_EXERCISE PROMPT_:
Quote every line of the data below as it stands, omitting pictures.

_MATERIAL PROVIDED_:
********************

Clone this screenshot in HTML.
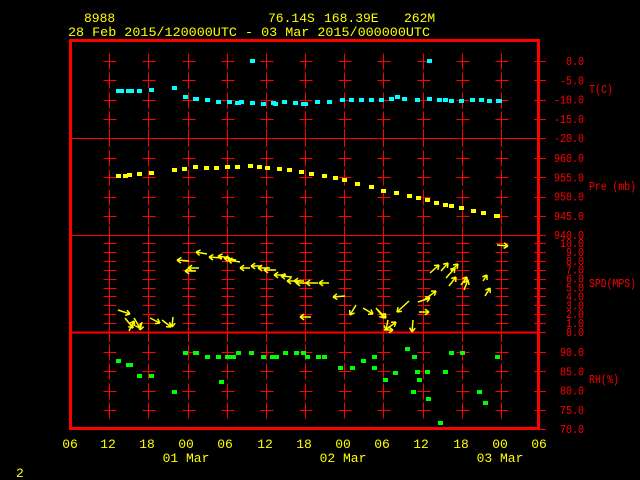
<!DOCTYPE html>
<html><head><meta charset="utf-8"><style>
html,body{margin:0;padding:0;background:#000;width:640px;height:480px;overflow:hidden}
svg{display:block}
text{font-family:"Liberation Mono","DejaVu Sans Mono",monospace;font-size:13px}
#lab text,.u{font-size:12px}
</style></head><body>
<svg id="s" width="640" height="480" xmlns="http://www.w3.org/2000/svg">
<rect width="640" height="480" fill="#000"/>
<g fill="#ffff00">
<text x="84" y="22">8988</text>
<text x="268" y="22">76.14S</text>
<text x="324" y="22">168.39E</text>
<text x="404" y="22">262M</text>
<text x="68" y="36" textLength="362" lengthAdjust="spacingAndGlyphs">28 Feb 2015/120000UTC - 03 Mar 2015/000000UTC</text>
<g text-anchor="middle">
<text x="70" y="448">06</text><text x="108" y="448">12</text><text x="147" y="448">18</text>
<text x="186" y="448">00</text><text x="225" y="448">06</text><text x="265" y="448">12</text>
<text x="304" y="448">18</text><text x="343" y="448">00</text><text x="382" y="448">06</text>
<text x="421" y="448">12</text><text x="461" y="448">18</text><text x="500" y="448">00</text>
<text x="539" y="448">06</text>
<text x="186" y="462">01 Mar</text><text x="343" y="462">02 Mar</text><text x="500" y="462">03 Mar</text>
</g>
<text x="16" y="477">2</text>
</g>
<g fill="#ff0000" text-anchor="end" id="lab"></g>
<g fill="#ff0000">
<text class="u" x="589" y="93" textLength="24" lengthAdjust="spacingAndGlyphs">T(C)</text>
<text class="u" x="589" y="190" textLength="47" lengthAdjust="spacingAndGlyphs">Pre (mb)</text>
<text class="u" x="589" y="287" textLength="47" lengthAdjust="spacingAndGlyphs">SPD(MPS)</text>
<text class="u" x="589" y="383" textLength="30" lengthAdjust="spacingAndGlyphs">RH(%)</text>
</g>
<g id="g"></g>
</svg>
<script>
var NS="http://www.w3.org/2000/svg",g=document.getElementById('g'),lab=document.getElementById('lab');
function el(t,a,p){var e=document.createElementNS(NS,t);for(var k in a)e.setAttribute(k,a[k]);(p||g).appendChild(e);return e;}
function ln(x1,y1,x2,y2,c,w){el('line',{x1:x1,y1:y1,x2:x2,y2:y2,stroke:c,'stroke-width':w||1});}
var R='#ff0000',cols=[];for(var i=1;i<=11;i++)cols.push(Math.round(70+i*39.17)+0.5);
function L(t,y){var e=el('text',{x:584,y:y+4,textLength:t.length*6,lengthAdjust:'spacingAndGlyphs'},lab);e.textContent=t;}
var T=['0.0','-5.0','-10.0','-15.0','-20.0'];for(i=0;i<5;i++){var y=61+i*19.3;L(T[i],y);ln(534,Math.round(y)+.5,546,Math.round(y)+.5,R);}
var P=['960.0','955.0','950.0','945.0'];for(i=0;i<4;i++){y=158+i*19.3;L(P[i],y);ln(534,Math.round(y)+.5,546,Math.round(y)+.5,R);}
for(i=0;i<=10;i++){y=243+(10-i)*8.9;L(i+'.0',y);ln(534,Math.round(y)+.5,546,Math.round(y)+.5,R);}
L('940.0',235);
var H=['90.0','85.0','80.0','75.0','70.0'];for(i=0;i<5;i++){y=352+i*19.3;L(H[i],y);ln(534,Math.round(y)+.5,546,Math.round(y)+.5,R);}
function crosses(lv){cols.forEach(function(x){lv.forEach(function(y){y=Math.round(y)+.5;ln(x,y-8,x,y+8,R);ln(x-6,y,x+7,y,R);});});}
crosses([61,80.3,99.6,118.9]);crosses([158,177.3,196.6,215.9]);crosses([352,371.3,390.6,409.9]);
cols.forEach(function(x){ln(x,235,x,342,R);for(var k=0;k<10;k++){var y=Math.round(243+k*8.9)+.5;ln(x-6,y,x+7,y,R);}
 ln(x,129,x,147,R);ln(x,226,x,235,R);});
ln(72,138.5,540,138.5,R);ln(72,235.5,546,235.5,R);ln(72,332.5,540,332.5,R,2);
el('rect',{x:70.5,y:40.5,width:468,height:388,fill:'none',stroke:R,'stroke-width':3});
function sq(arr,c){arr.forEach(function(p){el('rect',{x:p[0]-3,y:p[1]-2,width:p[2]||5,height:4,fill:c});});}
sq([[119,91,8],[129,91,8],[140,91],[152,90],[175,88],[186,97],[196,99,6],[208,100],[219,102],[230,102],[238,103,6],[242,102],[253,103],[264,104],[274,103],[276,104],[285,102],[296,103],[304,104,7],[318,102],[330,102],[343,100],[352,100],[362,100],[372,100],[382,100],[392,99],[398,97],[405,99],[418,100],[430,99],[440,100],[446,100],[452,101],[462,101],[473,100],[482,100],[490,101],[499,101,6],[253,61],[430,61]],'#00ffff');
sq([[119,176],[126,176],[130,175],[140,174],[152,173],[175,170],[185,169],[196,167],[207,168],[217,168],[228,167],[238,167],[251,166],[260,167],[268,168],[280,169],[290,170],[302,172],[312,174],[325,176],[336,178],[345,180],[358,184],[372,187],[384,191],[397,193],[410,196],[419,198],[428,200],[437,203],[446,205],[452,206],[462,208],[474,211],[484,213],[497,216,6]],'#ffff00');
sq([[119,361],[129,365,7],[140,376],[152,376],[175,392],[186,353],[196,353,6],[208,357],[219,357],[228,357,6],[233,357,6],[239,353],[252,353],[264,357],[273,357],[276,357,6],[286,353],[297,353],[304,353],[308,357],[319,357],[353,368],[341,368],[375,357],[364,361],[375,368],[386,380],[396,373],[408,349],[415,357],[418,372],[420,380],[428,372],[414,392],[429,399],[452,353],[446,372],[463,353],[480,392],[486,403],[498,357],[441,423],[222,382],[325,357]],'#00ff00');
var Y='#ffff00';
function ar(x1,y1,x2,y2){ln(x1,y1,x2,y2,Y,1.5);var a=Math.atan2(y2-y1,x2-x1),h=5;
 [0.6,-0.6].forEach(function(d){ln(x2,y2,x2-h*Math.cos(a+d),y2-h*Math.sin(a+d),Y,1.5);});}
[[189,261,177,260],[207,254,196,252],[196,271,185,271],[199,268,188,268],[222,258,209,257],[230,258,218,256],[236,260,224,258],[240,262,228,260],[250,268,240,268],[262,266,251,266],[270,268,258,268],[276,270,264,270],[286,275,274,275],[292,277,281,276],[298,281,287,281],[304,281,294,281],[308,283,296,283],[318,283,306,283],[329,283,319,283],[311,317,300,317],[345,296,333,297],[118,310,130,314],[125,318,133,328],[134,318,140,328],[129,331,134,321],[150,318,160,323],[162,320,171,327],[173,317,172,327],[142,322,140,330],[356,305,350,315],[363,308,373,314],[376,308,384,318],[388,320,386,330],[378,310,386,318],[409,301,397,312],[413,320,412,332],[419,312,429,312],[418,302,430,298],[424,300,436,291],[430,273,439,265],[441,271,448,263],[446,278,455,268],[449,286,456,277],[451,271,458,264],[461,285,467,277],[464,290,468,280],[485,296,490,288],[483,281,487,275],[497,245,508,246],[388,328,396,322],[384,330,393,330]].forEach(function(a){ar(a[0],a[1],a[2],a[3]);});
</script>
</body></html>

********************

_RESULT OF THE EXERCISE_:
Clone this screenshot in HTML.
<!DOCTYPE html>
<html><head><meta charset="utf-8"><style>
html,body{margin:0;padding:0;background:#000;width:640px;height:480px;overflow:hidden}
svg{display:block}
text{font-family:"Liberation Mono","DejaVu Sans Mono",monospace;font-size:13px}
#lab text,.u{font-size:12px}
</style></head><body>
<svg id="s" width="640" height="480" xmlns="http://www.w3.org/2000/svg">
<rect width="640" height="480" fill="#000"/>
<g fill="#ffff00">
<text x="84" y="22">8988</text>
<text x="268" y="22">76.14S</text>
<text x="324" y="22">168.39E</text>
<text x="404" y="22">262M</text>
<text x="68" y="36" textLength="362" lengthAdjust="spacingAndGlyphs">28 Feb 2015/120000UTC - 03 Mar 2015/000000UTC</text>
<g text-anchor="middle">
<text x="70" y="448">06</text><text x="108" y="448">12</text><text x="147" y="448">18</text>
<text x="186" y="448">00</text><text x="225" y="448">06</text><text x="265" y="448">12</text>
<text x="304" y="448">18</text><text x="343" y="448">00</text><text x="382" y="448">06</text>
<text x="421" y="448">12</text><text x="461" y="448">18</text><text x="500" y="448">00</text>
<text x="539" y="448">06</text>
<text x="186" y="462">01 Mar</text><text x="343" y="462">02 Mar</text><text x="500" y="462">03 Mar</text>
</g>
<text x="16" y="477">2</text>
</g>
<g fill="#ff0000" text-anchor="end" id="lab"></g>
<g fill="#ff0000">
<text class="u" x="589" y="93" textLength="24" lengthAdjust="spacingAndGlyphs">T(C)</text>
<text class="u" x="589" y="190" textLength="47" lengthAdjust="spacingAndGlyphs">Pre (mb)</text>
<text class="u" x="589" y="287" textLength="47" lengthAdjust="spacingAndGlyphs">SPD(MPS)</text>
<text class="u" x="589" y="383" textLength="30" lengthAdjust="spacingAndGlyphs">RH(%)</text>
</g>
<g id="g"></g>
</svg>
<script>
var NS="http://www.w3.org/2000/svg",g=document.getElementById('g'),lab=document.getElementById('lab');
function el(t,a,p){var e=document.createElementNS(NS,t);for(var k in a)e.setAttribute(k,a[k]);(p||g).appendChild(e);return e;}
function ln(x1,y1,x2,y2,c,w){el('line',{x1:x1,y1:y1,x2:x2,y2:y2,stroke:c,'stroke-width':w||1});}
var R='#ff0000',cols=[];for(var i=1;i<=11;i++)cols.push(Math.round(70+i*39.17)+0.5);
function L(t,y){var e=el('text',{x:584,y:y+4,textLength:t.length*6,lengthAdjust:'spacingAndGlyphs'},lab);e.textContent=t;}
var T=['0.0','-5.0','-10.0','-15.0','-20.0'];for(i=0;i<5;i++){var y=61+i*19.3;L(T[i],y);ln(534,Math.round(y)+.5,546,Math.round(y)+.5,R);}
var P=['960.0','955.0','950.0','945.0'];for(i=0;i<4;i++){y=158+i*19.3;L(P[i],y);ln(534,Math.round(y)+.5,546,Math.round(y)+.5,R);}
for(i=0;i<=10;i++){y=243+(10-i)*8.9;L(i+'.0',y);ln(534,Math.round(y)+.5,546,Math.round(y)+.5,R);}
L('940.0',235);
var H=['90.0','85.0','80.0','75.0','70.0'];for(i=0;i<5;i++){y=352+i*19.3;L(H[i],y);ln(534,Math.round(y)+.5,546,Math.round(y)+.5,R);}
function crosses(lv){cols.forEach(function(x){lv.forEach(function(y){y=Math.round(y)+.5;ln(x,y-8,x,y+8,R);ln(x-6,y,x+7,y,R);});});}
crosses([61,80.3,99.6,118.9]);crosses([158,177.3,196.6,215.9]);crosses([352,371.3,390.6,409.9]);
cols.forEach(function(x){ln(x,235,x,342,R);for(var k=0;k<10;k++){var y=Math.round(243+k*8.9)+.5;ln(x-6,y,x+7,y,R);}
 ln(x,129,x,147,R);ln(x,226,x,235,R);});
ln(72,138.5,540,138.5,R);ln(72,235.5,546,235.5,R);ln(72,332.5,540,332.5,R,2);
el('rect',{x:70.5,y:40.5,width:468,height:388,fill:'none',stroke:R,'stroke-width':3});
function sq(arr,c){arr.forEach(function(p){el('rect',{x:p[0]-3,y:p[1]-2,width:p[2]||5,height:4,fill:c});});}
sq([[119,91,8],[129,91,8],[140,91],[152,90],[175,88],[186,97],[196,99,6],[208,100],[219,102],[230,102],[238,103,6],[242,102],[253,103],[264,104],[274,103],[276,104],[285,102],[296,103],[304,104,7],[318,102],[330,102],[343,100],[352,100],[362,100],[372,100],[382,100],[392,99],[398,97],[405,99],[418,100],[430,99],[440,100],[446,100],[452,101],[462,101],[473,100],[482,100],[490,101],[499,101,6],[253,61],[430,61]],'#00ffff');
sq([[119,176],[126,176],[130,175],[140,174],[152,173],[175,170],[185,169],[196,167],[207,168],[217,168],[228,167],[238,167],[251,166],[260,167],[268,168],[280,169],[290,170],[302,172],[312,174],[325,176],[336,178],[345,180],[358,184],[372,187],[384,191],[397,193],[410,196],[419,198],[428,200],[437,203],[446,205],[452,206],[462,208],[474,211],[484,213],[497,216,6]],'#ffff00');
sq([[119,361],[129,365,7],[140,376],[152,376],[175,392],[186,353],[196,353,6],[208,357],[219,357],[228,357,6],[233,357,6],[239,353],[252,353],[264,357],[273,357],[276,357,6],[286,353],[297,353],[304,353],[308,357],[319,357],[353,368],[341,368],[375,357],[364,361],[375,368],[386,380],[396,373],[408,349],[415,357],[418,372],[420,380],[428,372],[414,392],[429,399],[452,353],[446,372],[463,353],[480,392],[486,403],[498,357],[441,423],[222,382],[325,357]],'#00ff00');
var Y='#ffff00';
function ar(x1,y1,x2,y2){ln(x1,y1,x2,y2,Y,1.5);var a=Math.atan2(y2-y1,x2-x1),h=5;
 [0.6,-0.6].forEach(function(d){ln(x2,y2,x2-h*Math.cos(a+d),y2-h*Math.sin(a+d),Y,1.5);});}
[[189,261,177,260],[207,254,196,252],[196,271,185,271],[199,268,188,268],[222,258,209,257],[230,258,218,256],[236,260,224,258],[240,262,228,260],[250,268,240,268],[262,266,251,266],[270,268,258,268],[276,270,264,270],[286,275,274,275],[292,277,281,276],[298,281,287,281],[304,281,294,281],[308,283,296,283],[318,283,306,283],[329,283,319,283],[311,317,300,317],[345,296,333,297],[118,310,130,314],[125,318,133,328],[134,318,140,328],[129,331,134,321],[150,318,160,323],[162,320,171,327],[173,317,172,327],[142,322,140,330],[356,305,350,315],[363,308,373,314],[376,308,384,318],[388,320,386,330],[378,310,386,318],[409,301,397,312],[413,320,412,332],[419,312,429,312],[418,302,430,298],[424,300,436,291],[430,273,439,265],[441,271,448,263],[446,278,455,268],[449,286,456,277],[451,271,458,264],[461,285,467,277],[464,290,468,280],[485,296,490,288],[483,281,487,275],[497,245,508,246],[388,328,396,322],[384,330,393,330]].forEach(function(a){ar(a[0],a[1],a[2],a[3]);});
</script>
</body></html>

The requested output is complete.